## Problem
Only the lines from the first one through the line with "const [tab, setTab] = useState('match');" should be printed, exactly as they appear.

## Data lines

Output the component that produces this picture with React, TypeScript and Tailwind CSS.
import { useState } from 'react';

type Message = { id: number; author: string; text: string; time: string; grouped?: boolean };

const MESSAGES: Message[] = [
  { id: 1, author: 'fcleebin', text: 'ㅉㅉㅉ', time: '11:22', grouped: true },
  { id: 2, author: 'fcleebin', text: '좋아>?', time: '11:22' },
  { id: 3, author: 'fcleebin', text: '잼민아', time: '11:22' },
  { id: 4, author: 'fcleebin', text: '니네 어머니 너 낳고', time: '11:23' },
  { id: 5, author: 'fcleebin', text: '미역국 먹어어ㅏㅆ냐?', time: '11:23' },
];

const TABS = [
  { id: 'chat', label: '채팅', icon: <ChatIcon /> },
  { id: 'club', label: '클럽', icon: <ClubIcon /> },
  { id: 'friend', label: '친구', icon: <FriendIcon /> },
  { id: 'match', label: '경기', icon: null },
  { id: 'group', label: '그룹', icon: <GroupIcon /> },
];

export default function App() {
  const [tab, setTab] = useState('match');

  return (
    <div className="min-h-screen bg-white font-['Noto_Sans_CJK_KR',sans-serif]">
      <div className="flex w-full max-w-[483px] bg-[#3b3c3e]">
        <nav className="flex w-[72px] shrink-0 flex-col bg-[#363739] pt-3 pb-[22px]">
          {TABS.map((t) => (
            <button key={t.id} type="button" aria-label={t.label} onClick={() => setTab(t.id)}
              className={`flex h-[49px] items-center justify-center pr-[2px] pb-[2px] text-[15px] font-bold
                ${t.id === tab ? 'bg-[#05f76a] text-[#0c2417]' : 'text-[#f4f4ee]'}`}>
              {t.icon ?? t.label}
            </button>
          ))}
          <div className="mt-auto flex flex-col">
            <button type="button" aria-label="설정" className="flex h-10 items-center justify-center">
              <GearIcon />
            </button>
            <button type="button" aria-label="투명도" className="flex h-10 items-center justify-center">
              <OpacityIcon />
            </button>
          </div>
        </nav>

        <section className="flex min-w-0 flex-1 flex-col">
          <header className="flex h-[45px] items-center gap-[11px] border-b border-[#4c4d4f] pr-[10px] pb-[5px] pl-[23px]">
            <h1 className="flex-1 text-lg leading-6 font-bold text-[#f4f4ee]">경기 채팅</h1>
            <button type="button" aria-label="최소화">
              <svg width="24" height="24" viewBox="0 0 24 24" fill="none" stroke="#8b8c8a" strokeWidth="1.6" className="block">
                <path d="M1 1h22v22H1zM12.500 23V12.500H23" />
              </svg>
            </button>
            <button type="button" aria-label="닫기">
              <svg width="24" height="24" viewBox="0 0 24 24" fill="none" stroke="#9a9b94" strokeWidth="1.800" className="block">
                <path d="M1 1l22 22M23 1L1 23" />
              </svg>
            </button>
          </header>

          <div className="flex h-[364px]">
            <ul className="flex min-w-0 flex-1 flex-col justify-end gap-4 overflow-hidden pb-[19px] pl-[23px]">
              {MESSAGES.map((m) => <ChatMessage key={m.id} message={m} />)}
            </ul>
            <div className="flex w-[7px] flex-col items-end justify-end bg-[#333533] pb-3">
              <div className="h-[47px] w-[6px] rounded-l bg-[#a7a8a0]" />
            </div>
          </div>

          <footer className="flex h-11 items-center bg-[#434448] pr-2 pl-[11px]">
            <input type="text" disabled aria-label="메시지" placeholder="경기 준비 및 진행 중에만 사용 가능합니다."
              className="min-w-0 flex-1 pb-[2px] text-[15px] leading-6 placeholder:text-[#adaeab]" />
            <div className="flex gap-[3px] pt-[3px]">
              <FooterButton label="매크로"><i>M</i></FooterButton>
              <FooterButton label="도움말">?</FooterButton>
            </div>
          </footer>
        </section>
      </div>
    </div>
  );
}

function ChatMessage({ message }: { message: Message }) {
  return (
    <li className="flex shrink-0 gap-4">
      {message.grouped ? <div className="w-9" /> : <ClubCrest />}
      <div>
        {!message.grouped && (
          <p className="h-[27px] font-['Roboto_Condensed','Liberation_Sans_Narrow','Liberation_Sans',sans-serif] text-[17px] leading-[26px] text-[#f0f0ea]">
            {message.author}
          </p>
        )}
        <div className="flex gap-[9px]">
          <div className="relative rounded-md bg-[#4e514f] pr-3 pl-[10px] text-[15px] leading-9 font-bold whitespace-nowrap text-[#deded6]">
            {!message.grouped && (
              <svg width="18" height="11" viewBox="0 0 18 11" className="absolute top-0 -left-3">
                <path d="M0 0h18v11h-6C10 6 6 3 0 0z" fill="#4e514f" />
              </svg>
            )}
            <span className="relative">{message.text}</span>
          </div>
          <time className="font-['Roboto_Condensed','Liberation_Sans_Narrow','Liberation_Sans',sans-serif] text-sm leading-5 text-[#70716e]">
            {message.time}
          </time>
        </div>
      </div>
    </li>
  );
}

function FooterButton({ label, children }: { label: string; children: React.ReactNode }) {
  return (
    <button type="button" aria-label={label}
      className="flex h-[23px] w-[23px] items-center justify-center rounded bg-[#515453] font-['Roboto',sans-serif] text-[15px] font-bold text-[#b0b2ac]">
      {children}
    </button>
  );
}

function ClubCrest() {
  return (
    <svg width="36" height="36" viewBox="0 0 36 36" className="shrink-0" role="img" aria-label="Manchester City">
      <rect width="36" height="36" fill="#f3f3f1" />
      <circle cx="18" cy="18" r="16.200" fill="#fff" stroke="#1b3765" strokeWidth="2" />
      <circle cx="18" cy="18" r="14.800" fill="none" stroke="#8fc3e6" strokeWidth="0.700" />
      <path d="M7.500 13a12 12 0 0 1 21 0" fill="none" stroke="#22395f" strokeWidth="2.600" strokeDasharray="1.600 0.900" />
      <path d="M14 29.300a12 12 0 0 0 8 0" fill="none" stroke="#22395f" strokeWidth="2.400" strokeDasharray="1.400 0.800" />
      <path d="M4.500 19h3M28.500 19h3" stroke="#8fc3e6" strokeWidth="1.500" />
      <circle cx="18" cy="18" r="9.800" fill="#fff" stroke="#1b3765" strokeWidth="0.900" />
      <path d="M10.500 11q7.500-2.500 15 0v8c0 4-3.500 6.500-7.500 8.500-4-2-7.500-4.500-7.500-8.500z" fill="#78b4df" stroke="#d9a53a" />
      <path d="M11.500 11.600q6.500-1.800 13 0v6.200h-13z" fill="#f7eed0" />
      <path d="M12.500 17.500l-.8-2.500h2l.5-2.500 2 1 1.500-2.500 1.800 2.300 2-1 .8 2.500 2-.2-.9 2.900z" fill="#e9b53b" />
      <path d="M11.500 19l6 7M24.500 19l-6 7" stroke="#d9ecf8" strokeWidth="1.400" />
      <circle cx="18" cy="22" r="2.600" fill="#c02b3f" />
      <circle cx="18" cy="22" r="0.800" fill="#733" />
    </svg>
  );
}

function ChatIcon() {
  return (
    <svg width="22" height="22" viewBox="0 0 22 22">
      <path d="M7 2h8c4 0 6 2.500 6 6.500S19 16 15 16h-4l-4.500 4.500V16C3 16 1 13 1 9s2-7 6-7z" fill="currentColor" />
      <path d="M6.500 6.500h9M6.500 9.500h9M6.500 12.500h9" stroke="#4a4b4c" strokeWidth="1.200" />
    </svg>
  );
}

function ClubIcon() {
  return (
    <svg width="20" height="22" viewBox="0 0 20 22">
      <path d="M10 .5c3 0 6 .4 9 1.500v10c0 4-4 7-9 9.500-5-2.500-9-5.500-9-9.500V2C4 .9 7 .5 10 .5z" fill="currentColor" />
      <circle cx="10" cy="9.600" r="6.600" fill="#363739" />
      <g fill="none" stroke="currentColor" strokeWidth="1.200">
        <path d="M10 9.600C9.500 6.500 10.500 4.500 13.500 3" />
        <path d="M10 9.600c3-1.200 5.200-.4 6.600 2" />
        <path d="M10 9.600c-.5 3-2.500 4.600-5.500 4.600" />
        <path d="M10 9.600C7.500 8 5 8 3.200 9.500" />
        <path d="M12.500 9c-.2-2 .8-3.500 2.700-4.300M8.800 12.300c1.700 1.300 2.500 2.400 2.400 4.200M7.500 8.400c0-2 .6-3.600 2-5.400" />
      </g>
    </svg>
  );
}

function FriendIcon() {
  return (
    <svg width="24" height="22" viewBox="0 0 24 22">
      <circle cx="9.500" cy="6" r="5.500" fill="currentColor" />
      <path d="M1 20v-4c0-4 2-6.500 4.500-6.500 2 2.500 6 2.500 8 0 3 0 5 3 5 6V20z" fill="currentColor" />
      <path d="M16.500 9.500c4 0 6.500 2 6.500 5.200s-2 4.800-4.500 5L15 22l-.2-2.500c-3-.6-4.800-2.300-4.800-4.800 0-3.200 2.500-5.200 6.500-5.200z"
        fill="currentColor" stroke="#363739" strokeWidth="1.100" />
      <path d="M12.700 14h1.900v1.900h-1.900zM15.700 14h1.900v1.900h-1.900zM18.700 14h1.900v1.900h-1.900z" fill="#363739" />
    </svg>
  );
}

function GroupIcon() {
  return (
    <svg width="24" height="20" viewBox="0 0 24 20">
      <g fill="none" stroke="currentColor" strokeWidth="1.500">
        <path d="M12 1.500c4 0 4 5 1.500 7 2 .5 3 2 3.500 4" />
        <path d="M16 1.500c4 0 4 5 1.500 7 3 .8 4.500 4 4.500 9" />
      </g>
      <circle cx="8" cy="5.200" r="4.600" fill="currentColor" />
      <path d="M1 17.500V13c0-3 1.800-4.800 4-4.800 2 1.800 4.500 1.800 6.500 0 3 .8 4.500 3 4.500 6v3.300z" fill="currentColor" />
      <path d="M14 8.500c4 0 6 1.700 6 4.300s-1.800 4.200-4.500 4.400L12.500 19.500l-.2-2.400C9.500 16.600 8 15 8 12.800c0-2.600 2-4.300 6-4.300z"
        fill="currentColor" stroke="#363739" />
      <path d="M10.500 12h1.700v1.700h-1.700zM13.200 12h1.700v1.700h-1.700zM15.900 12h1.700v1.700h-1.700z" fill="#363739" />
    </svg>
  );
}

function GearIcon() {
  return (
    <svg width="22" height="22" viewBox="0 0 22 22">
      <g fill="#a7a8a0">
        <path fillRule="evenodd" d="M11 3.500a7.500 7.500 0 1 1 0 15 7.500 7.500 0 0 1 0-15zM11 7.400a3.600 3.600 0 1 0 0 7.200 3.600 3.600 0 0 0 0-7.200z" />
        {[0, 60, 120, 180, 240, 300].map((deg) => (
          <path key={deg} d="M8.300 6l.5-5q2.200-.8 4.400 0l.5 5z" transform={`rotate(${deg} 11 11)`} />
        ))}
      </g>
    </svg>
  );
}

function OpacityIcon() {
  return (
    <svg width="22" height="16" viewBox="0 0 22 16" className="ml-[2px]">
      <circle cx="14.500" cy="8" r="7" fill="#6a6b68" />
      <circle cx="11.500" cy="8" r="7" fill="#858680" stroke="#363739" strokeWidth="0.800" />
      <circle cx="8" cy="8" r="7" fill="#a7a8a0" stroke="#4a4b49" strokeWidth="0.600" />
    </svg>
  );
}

## Written answer
Output the component that produces this picture with React, TypeScript and Tailwind CSS.
import { useState } from 'react';

type Message = { id: number; author: string; text: string; time: string; grouped?: boolean };

const MESSAGES: Message[] = [
  { id: 1, author: 'fcleebin', text: 'ㅉㅉㅉ', time: '11:22', grouped: true },
  { id: 2, author: 'fcleebin', text: '좋아>?', time: '11:22' },
  { id: 3, author: 'fcleebin', text: '잼민아', time: '11:22' },
  { id: 4, author: 'fcleebin', text: '니네 어머니 너 낳고', time: '11:23' },
  { id: 5, author: 'fcleebin', text: '미역국 먹어어ㅏㅆ냐?', time: '11:23' },
];

const TABS = [
  { id: 'chat', label: '채팅', icon: <ChatIcon /> },
  { id: 'club', label: '클럽', icon: <ClubIcon /> },
  { id: 'friend', label: '친구', icon: <FriendIcon /> },
  { id: 'match', label: '경기', icon: null },
  { id: 'group', label: '그룹', icon: <GroupIcon /> },
];

export default function App() {
  const [tab, setTab] = useState('match');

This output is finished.